Once, when discussing the nature of salvation with a skeptical intellectual named Nicodemus, Jesus made a claim the skeptic thought was ridiculous—that people need to be “born again” before they can enter the kingdom of God. Nicodemus challenged, “Why would that be true, and how could it happen?” Jesus responded by basically saying, “Nicodemus, are you really in a position to question the logic of my assertions? Have you ascended into heaven and come back in a way that you would be able to verify these things? No one has ascended beyond the earth to figure these things out; rather, one has come down from heaven to reveal them” (John 3:1–14, my paraphrase).
In other words, we have neither the mental capacity nor the life experience to evaluate Jesus’s claims about eternity. The question is: Is he who he says he is? We are presented with the same question posed to Moses: Do you really believe that the I AM has spoken?
If our faith depends on figuring out all the answers, we’ll never possess faith. You see, faith is not a response to a convincing explanation but a convincing act of revelation. Faith happens when the unexplainable encounters the undeniable.11 “Without faith,” the writer of Hebrews says, “it is impossible to please God” (Heb 11:6). If you are going to know God, it will be because you believe he is who he says he is and trust him with things you cannot verify.
Let me share an example of what that kind of faith looks like.
During my senior year of college, I became good friends with a Muslim girl named Aisha who had grown up in Central Asia. She was spooky smart. I asked her if she would like to read the Bible with some friends of mine and me, and—more out of curiosity than anything else—she agreed to do so.
Somewhere along the way she became fascinated by Jesus. She bristled, however, at his claims to be God. As a Muslim, she had been drilled from birth with the idea that there can be no Trinity. I tried every analogy in the book to explain how God could be one being in three persons, but she kept saying, “I just can’t see it.”
One night I finally asked her, “Aisha, what if Jesus were to appear to you right here, right now, and say to you, ‘I won’t explain to you how this all works, but I want you to know that my claim to be God is true, and I want you to believe it and follow me even if you can’t understand. Later I’ll expand your thinking so it makes sense. But until then, I just need you to trust me.’ Would you believe him?”
Aisha thought about the question for a moment and then told me that she wanted to go home and think about it some more.

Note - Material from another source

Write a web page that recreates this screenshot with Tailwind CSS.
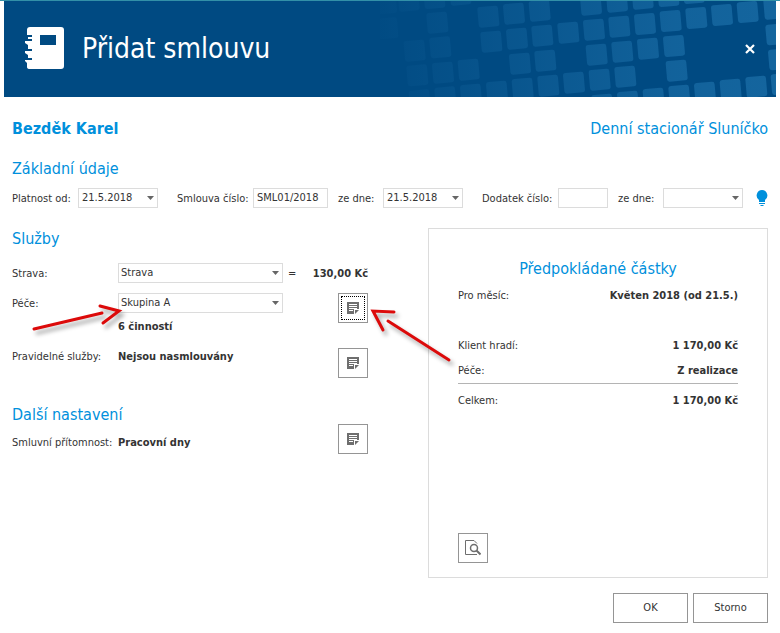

The next morning, she called me at 7:00 a.m. She told me that during the middle of the night she had a dream that Jesus was knocking at her door. She got up to answer, and when she did, she realized she really did believe that Jesus is who he said he was. It was only fear, she admitted, keeping her from embracing it. But she knew that if he really was who he said he was, she could trust what he said to be true. That morning we prayed together, and she put her trust in Christ as Savior.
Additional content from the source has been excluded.